One of Bunny’s first challenges was to respond positively to director Howard Davies’s expressed fear that the play was
a very wordy piece and possibly in danger of being lost in the vastness of the Olivier stage. To counter this, and to enable the action to move quickly from place to place in an exciting way, became Bunny’s first priority. She did not work in isolation from the director. Indeed, the working partnership between a director and a designer is one of the most intimate and significant of all the theatre-making processes. Bunny Christie and Howard Davies were
collaborating on ideas about how to stage the play and how the production should look right from the beginning of the project, long before rehearsals began. As Bunny says, it is very important at the start of a long creative process for a designer to feel uninhibited, free to suggest ideas to a director, to “
feel free to get it wrong ”. Following her initial research Bunny built a
white card model of the set, illustrating its main features.
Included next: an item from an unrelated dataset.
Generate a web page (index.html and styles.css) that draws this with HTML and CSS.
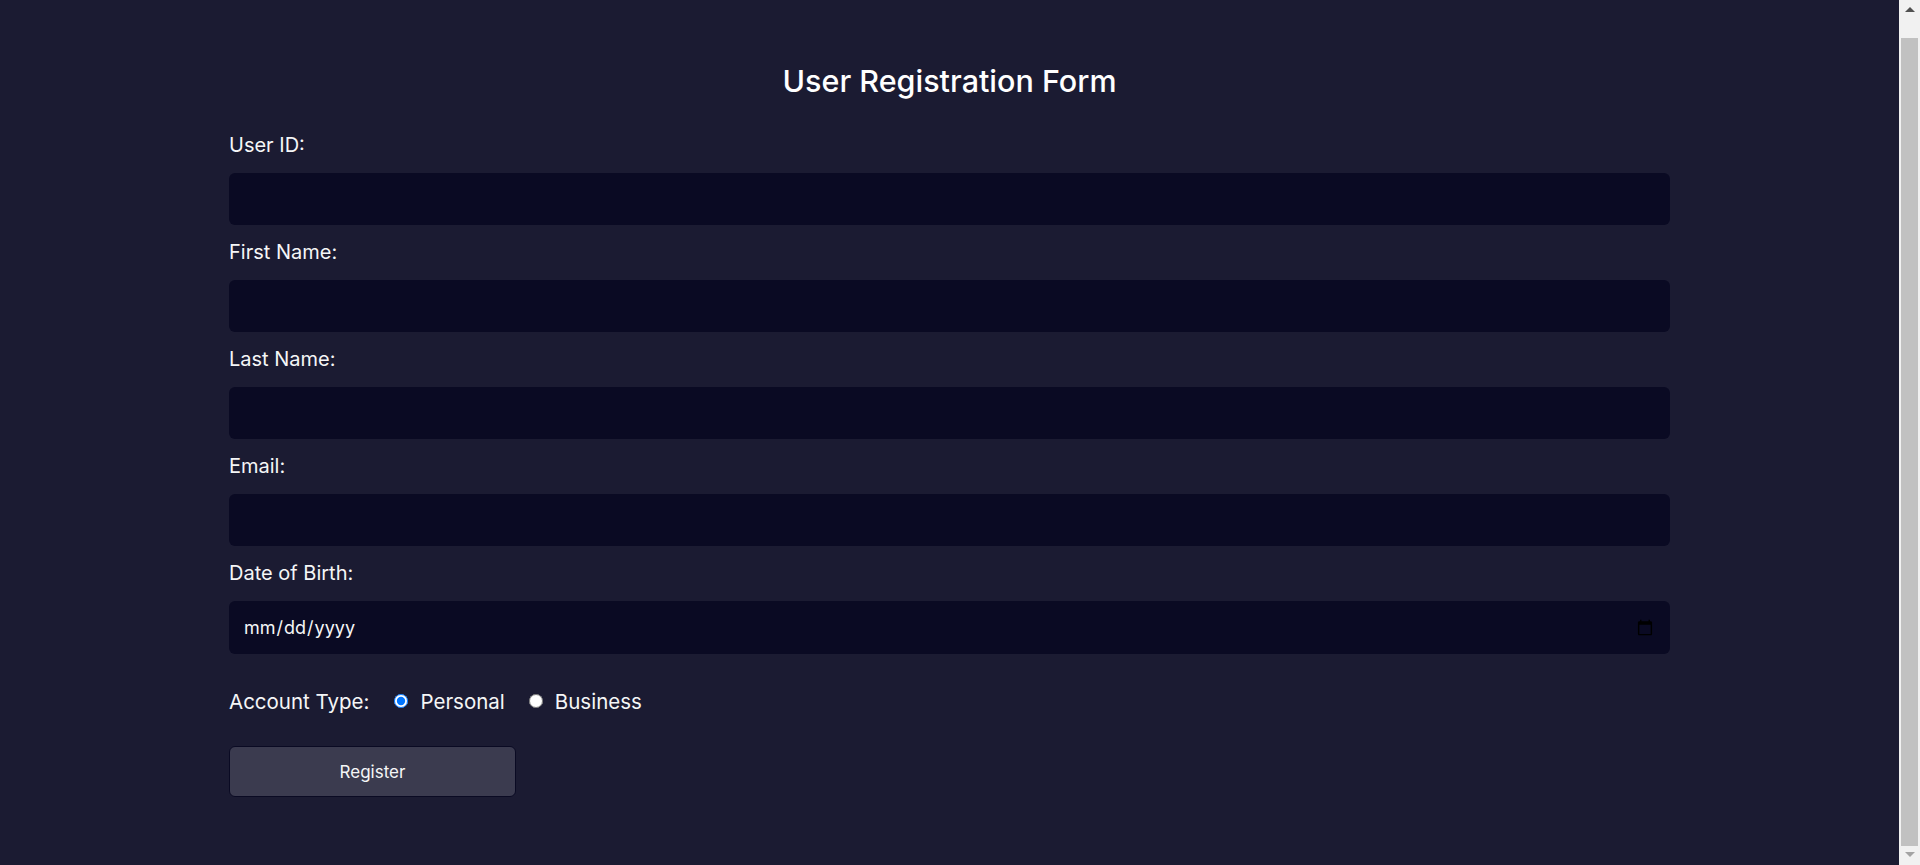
FILE: index.html
```html
<!DOCTYPE html>
<html lang="en">
<head>
<meta charset="utf-8">
<title>User Registration Form</title>
<link rel="stylesheet" href="styles.css">
</head>
<body>
<main class="container">
  <h1 class="title">User Registration Form</h1>
  <form class="form">
    <div class="field">
      <label class="label" for="uid">User ID:</label>
      <input class="input" id="uid" type="text">
    </div>
    <div class="field">
      <label class="label" for="fname">First Name:</label>
      <input class="input" id="fname" type="text">
    </div>
    <div class="field">
      <label class="label" for="lname">Last Name:</label>
      <input class="input" id="lname" type="text">
    </div>
    <div class="field">
      <label class="label" for="email">Email:</label>
      <input class="input" id="email" type="email">
    </div>
    <div class="field">
      <label class="label" for="dob">Date of Birth:</label>
      <input class="input input-date" id="dob" type="date">
    </div>
    <div class="account">
      <span class="account-label">Account Type:</span>
      <label class="radio"><input type="radio" name="type" checked><span>Personal</span></label>
      <label class="radio"><input type="radio" name="type"><span>Business</span></label>
    </div>
    <button class="btn" type="button">Register</button>
  </form>
</main>
<div class="scrollbar" aria-hidden="true">
  <div class="scroll-arrow scroll-up"></div>
  <div class="scroll-thumb"></div>
  <div class="scroll-arrow scroll-down"></div>
</div>
</body>
</html>
```

FILE: styles.css
```css
html, body {
  margin: 0;
  padding: 0;
}

body {
  background: #1b1b32;
  color: #f5f6f7;
  font-family: "Inter", "Open Sans", sans-serif;
  padding-right: 21px;
}

.container {
  width: 1441px;
  margin: 0 auto;
  padding: 62px 0 93px;
}

.title {
  margin: 0 0 31px;
  font-size: 30.5px;
  font-weight: 500;
  line-height: 38px;
  text-align: center;
  color: #ffffff;
}

.form {
  display: flex;
  flex-direction: column;
}

.field {
  display: flex;
  flex-direction: column;
  margin-bottom: 13px;
}

.label {
  font-size: 20px;
  line-height: 28px;
  margin-bottom: 14px;
}

.input {
  box-sizing: border-box;
  width: 100%;
  height: 52px;
  background: #0a0a23;
  border: none;
  border-radius: 6px;
  color: #f5f6f7;
  font-family: inherit;
  font-size: 18px;
  padding: 0 14px;
  outline: none;
}

.input-date {
  height: 53px;
}

.account {
  display: flex;
  align-items: center;
  height: 30px;
  margin-top: 19px;
  font-size: 20.5px;
}

.account-label {
  margin-right: 25px;
}

.radio {
  display: flex;
  align-items: center;
  margin-right: 24px;
}

.radio input {
  width: 14px;
  height: 14px;
  margin: 0 12px 0 0;
}

.btn {
  box-sizing: border-box;
  width: 287px;
  height: 51px;
  margin-top: 30px;
  background: #3b3b4f;
  border: 1px solid #0a0a23;
  border-radius: 6px;
  color: #f5f6f7;
  font-family: inherit;
  font-size: 17px;
  cursor: pointer;
}

.scrollbar {
  position: fixed;
  top: 0;
  right: 0;
  bottom: 0;
  width: 21px;
  background: #f1f1f1;
  display: flex;
  flex-direction: column;
  align-items: center;
}

.scroll-arrow {
  width: 0;
  height: 0;
  border-left: 5px solid transparent;
  border-right: 5px solid transparent;
}

.scroll-up {
  margin-top: 7px;
  border-bottom: 5px solid #505050;
}

.scroll-down {
  margin-bottom: 8px;
  border-top: 5px solid #a3a3a3;
}

.scroll-thumb {
  width: 17px;
  margin: 26px 0 6px;
  flex: 1;
  background: #c1c1c1;
}
```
This became an important reference point for the continuing discussions she was having with the director and subsequently a
detailed scale model of the set was built including as much detail about furniture, colours, fittings, materials etc. as possible. This
detailed model of the set is a vital tool in creating the finished design to be used in the production, because, as Bunny explains, the more detailed the model is at an early stage, the more time it saves later on in the workshops and on the stage.